All of the instructions used are of the "1" variety, so in this case this
is not an issue.
I've noticed that this "trick" of adding bogus load commands can work in
many loops that I have tried (they have to do with my job, so I'd rather
not discuss the details.)
| [...] Again, check with their Optimization guide, #242816-003, and
| maybe also give their VTune program a trial.
Actually Intel has other tools which you can find (at this moment in time)
at:
http://developer.intel.com/drg/mmx/AppNotes/PERFMON.HTM
http://developer.intel.com/drg/pentiumII/appnotes/p6perfnt.htm
Or you could figure it out yourself by using some of the MSR's that track
things like "the number of RAT resource conflicts" or something like
that. The RAT (Resource Allocation Table?) is a bit of a mystery to me
(and to most I think given their weak documenation.) I think this is
where all the renaming, and register loading goes on.
|| PS. Again, it may be a red herring, but all the code samples I've
|| found so far which exhibit this behaviour have an overabundance of
|| integer instructions. Paul Hsieh speculated that a necessary condition
|| might be the decoders running faster than the execution units.
|
| That certainly is a possibility.
Well, this theory was motivated by the fact that the instructions could
be decoded in 3 clocks but could not all be executed in less than 4
clocks. This eventually leads to situations where there are 3 integer
instructions that could be executed in parallel. Now because the whole
thing is so out of order oriented, it means the scheduler may execute any
two of the three in parallel (and not more since there are only two
integer units.)
Its not hard to see that there are scheduling choices that might starve
some instructions while getting very far ahead with others.
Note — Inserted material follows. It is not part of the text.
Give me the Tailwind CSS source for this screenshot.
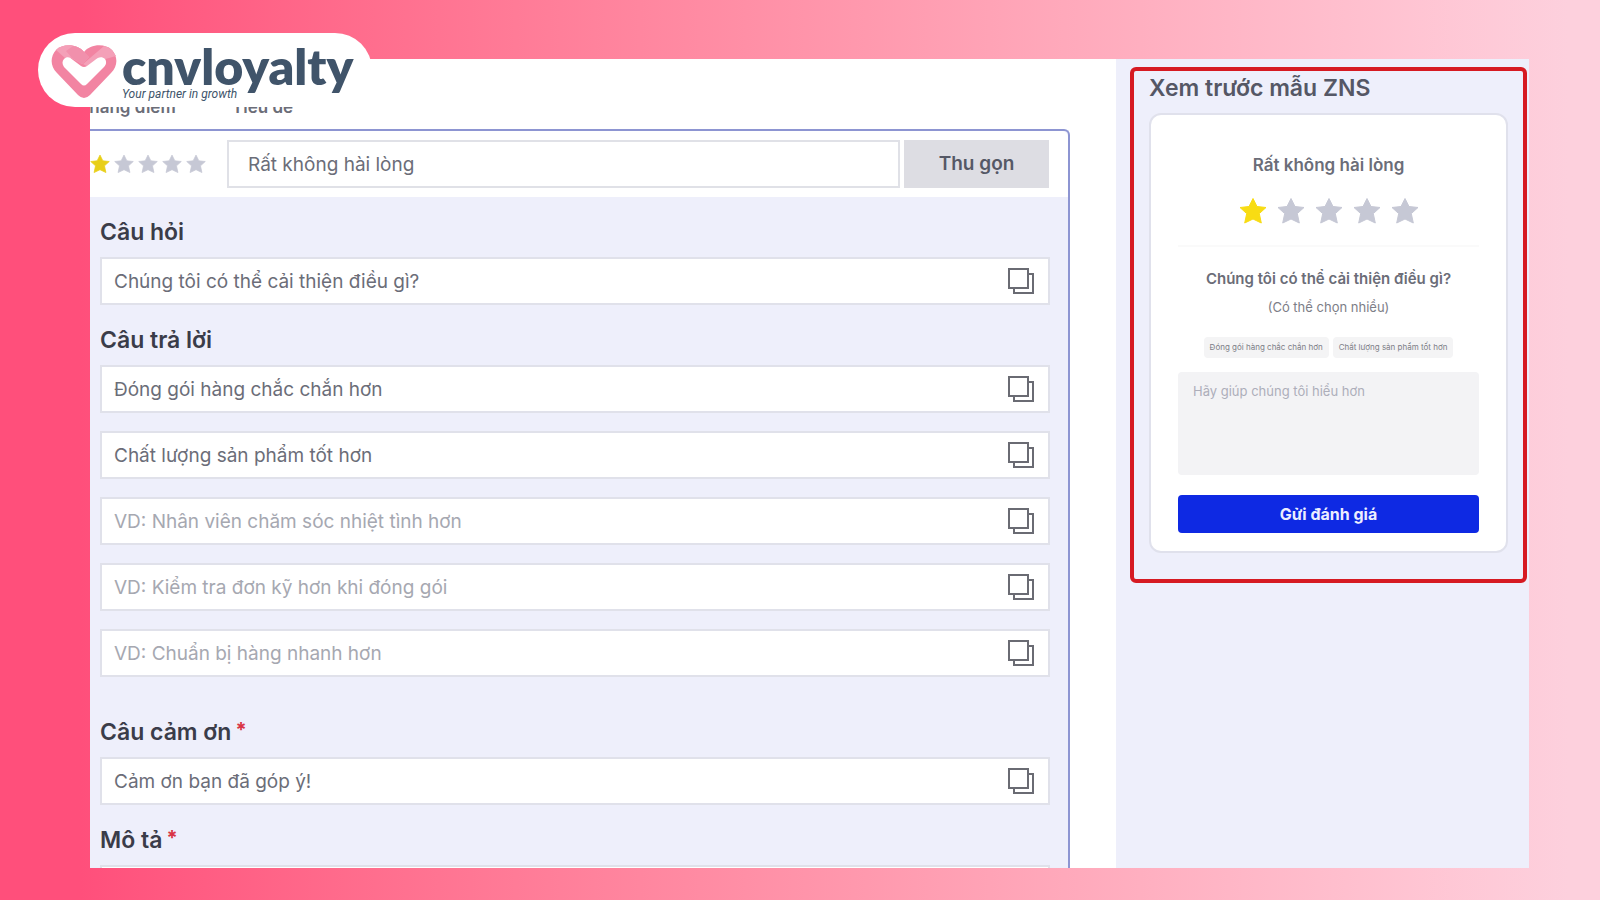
<!DOCTYPE html>
<html lang="vi">
<head>
<meta charset="utf-8">
<title>CNV Loyalty – Mẫu ZNS</title>
<script src="https://cdn.jsdelivr.net/npm/@tailwindcss/browser@4"></script>
</head>
<body class="relative flex h-screen flex-col overflow-hidden bg-linear-to-r from-[#ff4f7b] from-5% to-[#fdd0dd] to-98% font-['Inter','Noto_Sans',sans-serif] text-[#6b6d78]">
<svg class="hidden">
  <symbol id="star" viewBox="0 0 28 28"><path d="M14 1.5l4 8 9 1-6.7 6.1 2 9.4-8.3-4-8.3 4 2-9.4L1 10.500l9-1z" fill="currentColor" stroke="currentColor" stroke-linejoin="round"/></symbol>
  <symbol id="copy" viewBox="0 0 26 26"><g fill="none" stroke="#6a6b73" stroke-width="2"><path d="M1 1h19v19H1z"/><path d="M20 6h5v19H6v-5"/></g></symbol>
</svg>

<header class="absolute top-[33px] left-[38px] z-10 flex h-[74px] w-[334px] items-center rounded-full bg-white pl-3">
  <svg class="mt-1 h-[56px] w-[68px] shrink-0" viewBox="0 0 68 56" role="img" aria-label="CNV">
    <path d="M34 8 C28 0 13 -1 6 6 C0 13 0 22 7 29 L28 51 Q34 57 40 51 L61 29 C68 22 68 13 62 6 C55 -1 40 0 34 8Z" fill="#f284a2"/>
    <path d="M6 6 C13 -1 28 0 34 8 L39 13 L32 20 L21 14 L15 14Z" fill="#f4a0b8"/>
    <path d="M23 2 Q30 3 34 8 L39 13 L32 20 L22 14 L16 7Z" fill="#f190ac"/>
    <path d="M62 6 L66 12 L52 16 L45 18 L40 24 L33 20 L54 2 Q59 3 62 6Z" fill="#f4a0b8"/>
    <path d="M14 15 C17 12 20 13 23 16 L31 22 Q34 24 37 22 L45 16 C48 13 52 12 55 15 C57 18 56 21 54 23 L37 40 Q34 43 31 40 L14 23 C12 20 12 17 14 15Z" fill="#fff"/>
  </svg>
  <div class="relative ml-1 h-full">
    <p class="pt-1 font-['Lato',sans-serif] text-[50px] leading-[58px] font-extrabold text-[#40546a]">cnvloyalty</p>
    <p class="absolute top-[53px] left-0 font-['Roboto',sans-serif] text-xs leading-4 whitespace-nowrap text-[#40546a] italic">Your partner in growth</p>
  </div>
</header>

<main class="mt-[59px] mr-[71px] mb-8 ml-[90px] flex min-h-0 flex-1 overflow-hidden bg-white">
  <section class="flex min-w-0 flex-1 flex-col">
    <div class="-ml-3 flex h-[70px] shrink-0 items-end pb-3 text-[17px] leading-5 font-semibold">
      <span class="w-[154px]">Thang điểm</span>
      <label for="title">Tiêu đề <span class="text-red-400">*</span></label>
    </div>
    <form class="mr-[46px] flex-1 rounded-tr-md border-t-2 border-r-2 border-[#8d95d2] bg-[#eeeffb]">
      <div class="flex items-center rounded-tr-md bg-white py-[9px] pr-[19px]">
        <div class="flex w-[137px] shrink-0 gap-1 text-[#c6c8d5]" role="img" aria-label="1 trên 5 sao">
          <svg class="size-5 text-[#e8cf18]"><use href="#star"/></svg>
          <svg class="size-5"><use href="#star"/></svg>
          <svg class="size-5"><use href="#star"/></svg>
          <svg class="size-5"><use href="#star"/></svg>
          <svg class="size-5"><use href="#star"/></svg>
        </div>
        <input id="title" value="Rất không hài lòng" class="h-12 min-w-0 flex-1 border-2 border-[#e0e1e7] bg-white px-[19px] text-[19px] outline-none">
        <button type="button" class="ml-1 h-12 w-[145px] bg-[#dddde3] text-[19px] font-semibold text-[#555866]">Thu gọn</button>
      </div>
      <div class="pt-[19px] pr-[18px] pl-[10px]">
        <label for="q" class="block h-[41px] text-[23px] leading-8 font-semibold text-[#3a3c49]">Câu hỏi</label>
        <div class="flex h-12 items-center border-2 border-[#e0e1ea] bg-white pr-[14px]">
          <input id="q" value="Chúng tôi có thể cải thiện điều gì?" class="h-full min-w-0 flex-1 pl-3 text-[19px] outline-none">
          <button type="button" aria-label="Sao chép"><svg class="size-[26px]"><use href="#copy"/></svg></button>
        </div>
        <h2 class="mt-[19px] h-[41px] text-[23px] leading-8 font-semibold text-[#3a3c49]">Câu trả lời</h2>
        <div class="flex flex-col gap-[18px]">
          <div class="flex h-12 items-center border-2 border-[#e0e1ea] bg-white pr-[14px]">
            <input aria-label="Câu trả lời 1" value="Đóng gói hàng chắc chắn hơn" class="h-full min-w-0 flex-1 pl-3 text-[19px] outline-none">
            <button type="button" aria-label="Sao chép"><svg class="size-[26px]"><use href="#copy"/></svg></button>
          </div>
          <div class="flex h-12 items-center border-2 border-[#e0e1ea] bg-white pr-[14px]">
            <input aria-label="Câu trả lời 2" value="Chất lượng sản phẩm tốt hơn" class="h-full min-w-0 flex-1 pl-3 text-[19px] outline-none">
            <button type="button" aria-label="Sao chép"><svg class="size-[26px]"><use href="#copy"/></svg></button>
          </div>
          <div class="flex h-12 items-center border-2 border-[#e0e1ea] bg-white pr-[14px]">
            <input aria-label="Câu trả lời 3" placeholder="VD: Nhân viên chăm sóc nhiệt tình hơn" class="h-full min-w-0 flex-1 pl-3 text-[19px] outline-none placeholder:text-[#a6a8b1]">
            <button type="button" aria-label="Sao chép"><svg class="size-[26px]"><use href="#copy"/></svg></button>
          </div>
          <div class="flex h-12 items-center border-2 border-[#e0e1ea] bg-white pr-[14px]">
            <input aria-label="Câu trả lời 4" placeholder="VD: Kiểm tra đơn kỹ hơn khi đóng gói" class="h-full min-w-0 flex-1 pl-3 text-[19px] outline-none placeholder:text-[#a6a8b1]">
            <button type="button" aria-label="Sao chép"><svg class="size-[26px]"><use href="#copy"/></svg></button>
          </div>
          <div class="flex h-12 items-center border-2 border-[#e0e1ea] bg-white pr-[14px]">
            <input aria-label="Câu trả lời 5" placeholder="VD: Chuẩn bị hàng nhanh hơn" class="h-full min-w-0 flex-1 pl-3 text-[19px] outline-none placeholder:text-[#a6a8b1]">
            <button type="button" aria-label="Sao chép"><svg class="size-[26px]"><use href="#copy"/></svg></button>
          </div>
        </div>
        <label for="thanks" class="mt-[39px] flex h-[41px] gap-1 text-[23px] leading-8 font-semibold text-[#3a3c49]">Câu cảm ơn <span class="text-xl leading-7 font-bold text-[#d93444]">*</span></label>
        <div class="flex h-12 items-center border-2 border-[#e0e1ea] bg-white pr-[14px]">
          <input id="thanks" value="Cảm ơn bạn đã góp ý!" class="h-full min-w-0 flex-1 pl-3 text-[19px] outline-none">
          <button type="button" aria-label="Sao chép"><svg class="size-[26px]"><use href="#copy"/></svg></button>
        </div>
        <label for="desc" class="mt-[19px] flex h-[41px] gap-1 text-[23px] leading-8 font-semibold text-[#3a3c49]">Mô tả <span class="text-xl leading-7 font-bold text-[#d93444]">*</span></label>
        <div class="flex h-12 items-center border-2 border-[#e0e1ea] bg-white pr-[14px]">
          <input id="desc" class="h-full min-w-0 flex-1 pl-3 text-[19px] outline-none">
        </div>
      </div>
    </form>
  </section>

  <aside class="w-[413px] shrink-0 bg-[#eeeffb] pt-2 pr-[2px] pl-[14px]">
    <section class="rounded-md border-4 border-[#d61a22] px-[15px] pt-px pb-[26px]">
      <h2 class="mb-[9px] text-[23px] leading-8 font-semibold text-[#555765]">Xem trước mẫu ZNS</h2>
      <div class="flex flex-col items-center rounded-xl border-2 border-[#e0e1ec] bg-white px-[27px] pt-[38px] pb-[18px]">
        <p class="text-[17px] leading-6 font-semibold">Rất không hài lòng</p>
        <div class="mt-5 flex gap-[10px] text-[#c6c8d5]" role="img" aria-label="1 trên 5 sao">
          <svg class="size-7 text-[#f8dc13]"><use href="#star"/></svg>
          <svg class="size-7"><use href="#star"/></svg>
          <svg class="size-7"><use href="#star"/></svg>
          <svg class="size-7"><use href="#star"/></svg>
          <svg class="size-7"><use href="#star"/></svg>
        </div>
        <hr class="mt-5 w-full border-t-2 border-[#fafafa]">
        <p class="mt-5 text-[15px] leading-6 font-semibold">Chúng tôi có thể cải thiện điều gì?</p>
        <p class="mt-1 text-[13px] leading-6 text-[#7d7e87]">(Có thể chọn nhiều)</p>
        <div class="mt-[18px] flex gap-1 text-[8px] leading-[21px] whitespace-nowrap text-[#7d7e87]">
          <button type="button" class="rounded-sm bg-[#f4f4f5] px-[6px]">Đóng gói hàng chắc chắn hơn</button>
          <button type="button" class="rounded-sm bg-[#f4f4f5] px-[6px]">Chất lượng sản phẩm tốt hơn</button>
        </div>
        <textarea aria-label="Góp ý" placeholder="Hãy giúp chúng tôi hiểu hơn" class="mt-[14px] h-[103px] w-full resize-none rounded-sm bg-[#f3f3f5] px-[15px] py-[7px] text-[13px] leading-6 outline-none placeholder:text-[#adaeba]"></textarea>
        <button type="button" class="mt-5 h-[38px] w-full rounded-sm bg-[#0e29e3] text-base font-bold text-[#eceeff]">Gửi đánh giá</button>
      </div>
    </section>
  </aside>
</main>
</body>
</html>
Now once the
reservation station gets full of the starved instructions, the CPU starts
losing clocks because it cannot feed the other instructions into the
reservations station.
Putting the bogus load instruction slows the decoder down so that it does
not run into a situation where it does not have too many integer
instructions to chose from to dispatch to the executions units per clock.
At least that was my theory.
But Colin's discovery about the alignment issue puts a bit of a different
spin on this. I suspect that branch target alignment must also play a
factor since the two instruction fetch stages (which are supposed to
eliminate alignment issues) probably cannot be pre-fed deeply enough on a
branch.
What I mean is that on a branch the second prefetch stage does not receive
enough bytes to dispatch to the decoder on a branch target depending on
the alignment of the branch target simply because the stage is too many
clocks away from the processing of the branch itself.
So I really don't think this is a P6 bug but just a side effect of their
design trade offs. The problem with all of this is that they are just
theories. Intel hasn't written enough clear documentation to figure any
of this out for sure. But I hope this discussion leads to some good
analysis of the P6 from a performance point of view.